# EXERCISE:
Output all the data exactly. Pictures do not belong in the copy.

# SOURCE MATERIAL:
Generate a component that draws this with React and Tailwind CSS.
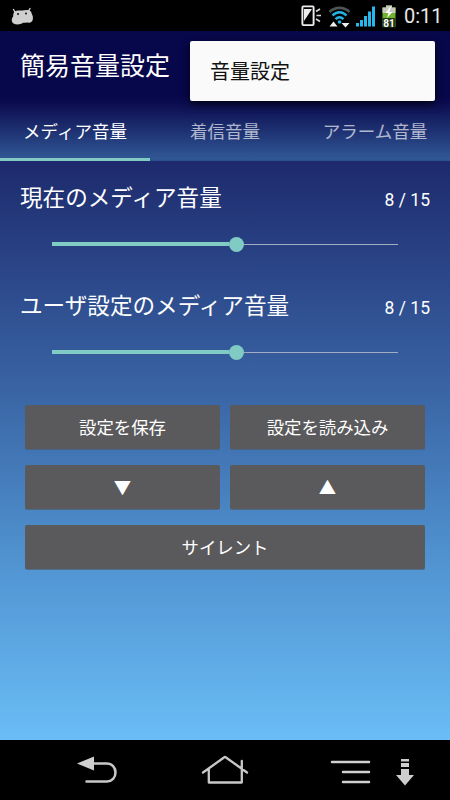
import React, { useState } from "react";

const tabs = ["メディア音量", "着信音量", "アラーム音量"];
const MAX_VOLUME = 15;

function StatusBar() {
  return (
    <div className="flex h-[31px] items-center justify-between bg-black pl-[11px] pr-2">
      <svg width="24" height="18" viewBox="0 0 24 18" fill="#cfcfcf">
        <path d="M2.500 2.500 4.500 6M19 1.500 17 5" stroke="#cfcfcf" strokeWidth="1.400" strokeLinecap="round" />
        <path d="M3.500 4.500C6 3 8.500 3.500 11 3.500s5-1 7.500 0c1.800 1 2.200 2.500 2.500 4 1.100 1.500 1.300 4.500.3 6.500-1 1.700-3.300 2-5.300 1.600-1.500.3-3 .3-4 .2-2.500 2-7 2.200-9.500.6C.3 15 .2 11.500 2.200 9.500c0-1.500 0-3.500 1.300-5Z" />
        <circle cx="7" cy="7" r="1" fill="#111" />
        <circle cx="15" cy="6.500" r="1" fill="#111" />
      </svg>
      <div className="flex items-center">
        <svg width="102" height="26" viewBox="-3 0 102 26" fill="none">
          {/* silent / vibrate phone */}
          <rect x="1.400" y="3.400" width="11.200" height="18.700" rx="1" stroke="#eee" strokeWidth="1.900" />
          <path d="M3 6H11L3 18Z" fill="#eee" />
          <path d="m15 8.500 4-2.500M15.500 12.500H20M15 16l4 2.500" stroke="#ddd" strokeWidth="1.500" />
          {/* wifi */}
          <path d="M28.500 9c5.500-5.500 14.500-5.500 20 0" stroke="#4b5357" strokeWidth="2.600" />
          <path d="M31.500 12.500c4.200-4.500 10-4.500 14 0M34.500 16.200c2.500-2.400 5.500-2.400 8 0" stroke="#23b4e5" strokeWidth="2.500" />
          <circle cx="38.500" cy="19" r="1.800" fill="#23b4e5" />
          <path d="m28.500 23.500 4-5 4 5ZM40.500 20h8l-4 4.500Z" fill="#eee" />
          {/* signal */}
          <path d="M55 20h3v3.500h-3ZM59 17h3v6.500h-3ZM63 13h3v10.500h-3ZM67 8.500h3v15h-3ZM71 3.500h3v20h-3Z" fill="#27b7ea" />
          {/* battery */}
          <path d="M85 2.500h6v2h3.500v19.500h-13V4.500H85Z" fill="#71b32f" />
          <path d="M85 2.500h6v2h3.500v5.500h-13V4.500H85Z" fill="#c3c9bd" />
          <path d="m89.500 3.500-5 6.500h3L86 15l5.500-6h-3.200L90 3.500Z" fill="#fff" />
          <rect x="81.500" y="15" width="13" height="9.500" fill="#243916" />
          <text x="88" y="23.500" textAnchor="middle" fill="#fff" fontSize="10" fontWeight="700" fontFamily="Roboto, sans-serif">81</text>
        </svg>
        <span className="ml-[4px] w-[38px] whitespace-nowrap font-[Roboto,sans-serif] text-[20px] leading-none text-[#e8e8e8]">0:11</span>
      </div>
    </div>
  );
}

function VolumeSection({ title, value }) {
  const percent = (value / MAX_VOLUME) * 100;

  return (
    <section className="h-[108px]">
      <div className="flex h-[34px] items-center justify-between px-5 text-white">
        <h2 className="text-[22.6px] leading-[22px]">{title}</h2>
        <span className="pt-[7px] font-[Roboto,sans-serif] text-[17.5px] leading-none">
          {value} / {MAX_VOLUME}
        </span>
      </div>
      <div className="mx-[52px] mt-[22px] flex h-4 items-center">
        <div className="h-1 bg-[#80cbc4]" style={{ width: `calc(${percent}% - 8px)` }} />
        <div className="h-[15px] w-[15px] shrink-0 rounded-full bg-[#80cbc4]" />
        <div className="h-px flex-1 bg-[#a3abc5]" />
      </div>
    </section>
  );
}

function Button({ children, className = "" }) {
  return (
    <button className={`flex h-11 items-center justify-center rounded-[2px] bg-[#5a5a5c] pb-px text-[17.4px] leading-none text-white shadow-[0_1px_0_rgba(80,85,95,0.6)] ${className}`}>
      {children}
    </button>
  );
}

function NavBar() {
  return (
    <nav className="flex h-[60px] items-center bg-black pl-[76px]">
      <svg width="42" height="34" viewBox="0 0 42 34" fill="none">
        <path d="M17 10.500h14c5 0 8.500 4 8.500 9s-3.500 9-8.500 9H10.500" stroke="#c8c8c8" strokeWidth="2.500" strokeLinecap="round" />
        <path d="m1 10.500 17-7v14Z" fill="#cfcfcf" />
      </svg>
      <svg className="ml-[82px]" width="50" height="34" viewBox="0 0 50 34" fill="none" stroke="#c8c8c8" strokeWidth="2.300" strokeLinecap="round" strokeLinejoin="round">
        <path d="M3 19.500 24 4.500q1-1 2 0l21 15M8.800 16v13.500h33V8M41.800 16v13" />
      </svg>
      <svg className="ml-[80px]" width="42" height="34" viewBox="0 0 42 34" fill="none" stroke="#d0d0d0" strokeWidth="2.500" strokeLinecap="round">
        <path d="M2 9h37M13 19h26M13 29h26" />
      </svg>
      <svg className="ml-[23px]" width="20" height="34" viewBox="0 0 20 34" fill="#cdcdcd">
        <path d="M6 6h8v2.500H6ZM6 10h8v4H6ZM6 16h8v6h5l-9 10.500L1 22h5Z" />
      </svg>
    </nav>
  );
}

export default function App() {
  const [activeTab, setActiveTab] = useState(0);

  return (
    <div className="relative flex h-[800px] w-[450px] flex-col overflow-hidden font-['Noto_Sans_CJK_JP',sans-serif]">
      <StatusBar />

      <header className="h-[130px] bg-[linear-gradient(#07074b_0px,#07074b_65px,#0b0c4f_72px,#315795_128px,#294f8f_130px)]">
        <div className="flex h-[70px] items-center pb-[3px] pl-5">
          <h1 className="text-[25px] leading-none text-white">簡易音量設定</h1>
        </div>
        <div className="grid h-[60px] grid-cols-3">
          {tabs.map((tab, index) => (
            <button
              key={tab}
              onClick={() => setActiveTab(index)}
              className={`flex items-center justify-center whitespace-nowrap border-b-[3px] pt-[2px] text-[17.5px] leading-none ${
                index === activeTab ? "border-[#80cbc4] text-white" : "border-transparent text-white/65"
              }`}
            >
              {tab}
            </button>
          ))}
        </div>
      </header>

      <main className="flex-1 bg-[linear-gradient(#1d2a6d,#3a65a5_40%,#5296d4_71%,#6abdf6)] pt-[19px]">
        <VolumeSection title="現在のメディア音量" value={8} />
        <VolumeSection title="ユーザ設定のメディア音量" value={8} />
        <div className="mx-[25px] mt-[9px] grid grid-cols-2 gap-x-2.5 gap-y-4">
          <Button>設定を保存</Button>
          <Button>設定を読み込み</Button>
          <Button className="pb-[3px]">▼</Button>
          <Button className="pb-[3px]">▲</Button>
          <Button className="col-span-2">サイレント</Button>
        </div>
      </main>

      <NavBar />

      {/* overflow menu */}
      <div className="absolute left-[190px] top-[41px] flex h-[60px] w-[245px] items-center rounded-[2px] bg-[#fafafa] pl-5 text-[20px] leading-none text-[#111] shadow-[0_3px_9px_rgba(0,0,0,0.75)]">
        音量設定
      </div>
    </div>
  );
}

# COMPLETED EXERCISE:
Generate a component that draws this with React and Tailwind CSS.
import React, { useState } from "react";

const tabs = ["メディア音量", "着信音量", "アラーム音量"];
const MAX_VOLUME = 15;

function StatusBar() {
  return (
    <div className="flex h-[31px] items-center justify-between bg-black pl-[11px] pr-2">
      <svg width="24" height="18" viewBox="0 0 24 18" fill="#cfcfcf">
        <path d="M2.500 2.500 4.500 6M19 1.500 17 5" stroke="#cfcfcf" strokeWidth="1.400" strokeLinecap="round" />
        <path d="M3.500 4.500C6 3 8.500 3.500 11 3.500s5-1 7.500 0c1.800 1 2.200 2.500 2.500 4 1.100 1.500 1.300 4.500.3 6.500-1 1.700-3.300 2-5.300 1.600-1.500.3-3 .3-4 .2-2.500 2-7 2.200-9.500.6C.3 15 .2 11.500 2.200 9.500c0-1.500 0-3.500 1.300-5Z" />
        <circle cx="7" cy="7" r="1" fill="#111" />
        <circle cx="15" cy="6.500" r="1" fill="#111" />
      </svg>
      <div className="flex items-center">
        <svg width="102" height="26" viewBox="-3 0 102 26" fill="none">
          {/* silent / vibrate phone */}
          <rect x="1.400" y="3.400" width="11.200" height="18.700" rx="1" stroke="#eee" strokeWidth="1.900" />
          <path d="M3 6H11L3 18Z" fill="#eee" />
          <path d="m15 8.500 4-2.500M15.500 12.500H20M15 16l4 2.500" stroke="#ddd" strokeWidth="1.500" />
          {/* wifi */}
          <path d="M28.500 9c5.500-5.500 14.500-5.500 20 0" stroke="#4b5357" strokeWidth="2.600" />
          <path d="M31.500 12.500c4.200-4.500 10-4.500 14 0M34.500 16.200c2.500-2.400 5.500-2.400 8 0" stroke="#23b4e5" strokeWidth="2.500" />
          <circle cx="38.500" cy="19" r="1.800" fill="#23b4e5" />
          <path d="m28.500 23.500 4-5 4 5ZM40.500 20h8l-4 4.500Z" fill="#eee" />
          {/* signal */}
          <path d="M55 20h3v3.500h-3ZM59 17h3v6.500h-3ZM63 13h3v10.500h-3ZM67 8.500h3v15h-3ZM71 3.500h3v20h-3Z" fill="#27b7ea" />
          {/* battery */}
          <path d="M85 2.500h6v2h3.500v19.500h-13V4.500H85Z" fill="#71b32f" />
          <path d="M85 2.500h6v2h3.500v5.500h-13V4.500H85Z" fill="#c3c9bd" />
          <path d="m89.500 3.500-5 6.500h3L86 15l5.500-6h-3.200L90 3.500Z" fill="#fff" />
          <rect x="81.500" y="15" width="13" height="9.500" fill="#243916" />
          <text x="88" y="23.500" textAnchor="middle" fill="#fff" fontSize="10" fontWeight="700" fontFamily="Roboto, sans-serif">81</text>
        </svg>
        <span className="ml-[4px] w-[38px] whitespace-nowrap font-[Roboto,sans-serif] text-[20px] leading-none text-[#e8e8e8]">0:11</span>
      </div>
    </div>
  );
}

function VolumeSection({ title, value }) {
  const percent = (value / MAX_VOLUME) * 100;

  return (
    <section className="h-[108px]">
      <div className="flex h-[34px] items-center justify-between px-5 text-white">
        <h2 className="text-[22.6px] leading-[22px]">{title}</h2>
        <span className="pt-[7px] font-[Roboto,sans-serif] text-[17.5px] leading-none">
          {value} / {MAX_VOLUME}
        </span>
      </div>
      <div className="mx-[52px] mt-[22px] flex h-4 items-center">
        <div className="h-1 bg-[#80cbc4]" style={{ width: `calc(${percent}% - 8px)` }} />
        <div className="h-[15px] w-[15px] shrink-0 rounded-full bg-[#80cbc4]" />
        <div className="h-px flex-1 bg-[#a3abc5]" />
      </div>
    </section>
  );
}

function Button({ children, className = "" }) {
  return (
    <button className={`flex h-11 items-center justify-center rounded-[2px] bg-[#5a5a5c] pb-px text-[17.4px] leading-none text-white shadow-[0_1px_0_rgba(80,85,95,0.6)] ${className}`}>
      {children}
    </button>
  );
}

function NavBar() {
  return (
    <nav className="flex h-[60px] items-center bg-black pl-[76px]">
      <svg width="42" height="34" viewBox="0 0 42 34" fill="none">
        <path d="M17 10.500h14c5 0 8.500 4 8.500 9s-3.500 9-8.500 9H10.500" stroke="#c8c8c8" strokeWidth="2.500" strokeLinecap="round" />
        <path d="m1 10.500 17-7v14Z" fill="#cfcfcf" />
      </svg>
      <svg className="ml-[82px]" width="50" height="34" viewBox="0 0 50 34" fill="none" stroke="#c8c8c8" strokeWidth="2.300" strokeLinecap="round" strokeLinejoin="round">
        <path d="M3 19.500 24 4.500q1-1 2 0l21 15M8.800 16v13.500h33V8M41.800 16v13" />
      </svg>
      <svg className="ml-[80px]" width="42" height="34" viewBox="0 0 42 34" fill="none" stroke="#d0d0d0" strokeWidth="2.500" strokeLinecap="round">
        <path d="M2 9h37M13 19h26M13 29h26" />
      </svg>
      <svg className="ml-[23px]" width="20" height="34" viewBox="0 0 20 34" fill="#cdcdcd">
        <path d="M6 6h8v2.500H6ZM6 10h8v4H6ZM6 16h8v6h5l-9 10.500L1 22h5Z" />
      </svg>
    </nav>
  );
}

export default function App() {
  const [activeTab, setActiveTab] = useState(0);

  return (
    <div className="relative flex h-[800px] w-[450px] flex-col overflow-hidden font-['Noto_Sans_CJK_JP',sans-serif]">
      <StatusBar />

      <header className="h-[130px] bg-[linear-gradient(#07074b_0px,#07074b_65px,#0b0c4f_72px,#315795_128px,#294f8f_130px)]">
        <div className="flex h-[70px] items-center pb-[3px] pl-5">
          <h1 className="text-[25px] leading-none text-white">簡易音量設定</h1>
        </div>
        <div className="grid h-[60px] grid-cols-3">
          {tabs.map((tab, index) => (
            <button
              key={tab}
              onClick={() => setActiveTab(index)}
              className={`flex items-center justify-center whitespace-nowrap border-b-[3px] pt-[2px] text-[17.5px] leading-none ${
                index === activeTab ? "border-[#80cbc4] text-white" : "border-transparent text-white/65"
              }`}
            >
              {tab}
            </button>
          ))}
        </div>
      </header>

      <main className="flex-1 bg-[linear-gradient(#1d2a6d,#3a65a5_40%,#5296d4_71%,#6abdf6)] pt-[19px]">
        <VolumeSection title="現在のメディア音量" value={8} />
        <VolumeSection title="ユーザ設定のメディア音量" value={8} />
        <div className="mx-[25px] mt-[9px] grid grid-cols-2 gap-x-2.5 gap-y-4">
          <Button>設定を保存</Button>
          <Button>設定を読み込み</Button>
          <Button className="pb-[3px]">▼</Button>
          <Button className="pb-[3px]">▲</Button>
          <Button className="col-span-2">サイレント</Button>
        </div>
      </main>

      <NavBar />

      {/* overflow menu */}
      <div className="absolute left-[190px] top-[41px] flex h-[60px] w-[245px] items-center rounded-[2px] bg-[#fafafa] pl-5 text-[20px] leading-none text-[#111] shadow-[0_3px_9px_rgba(0,0,0,0.75)]">
        音量設定
      </div>
    </div>
  );
}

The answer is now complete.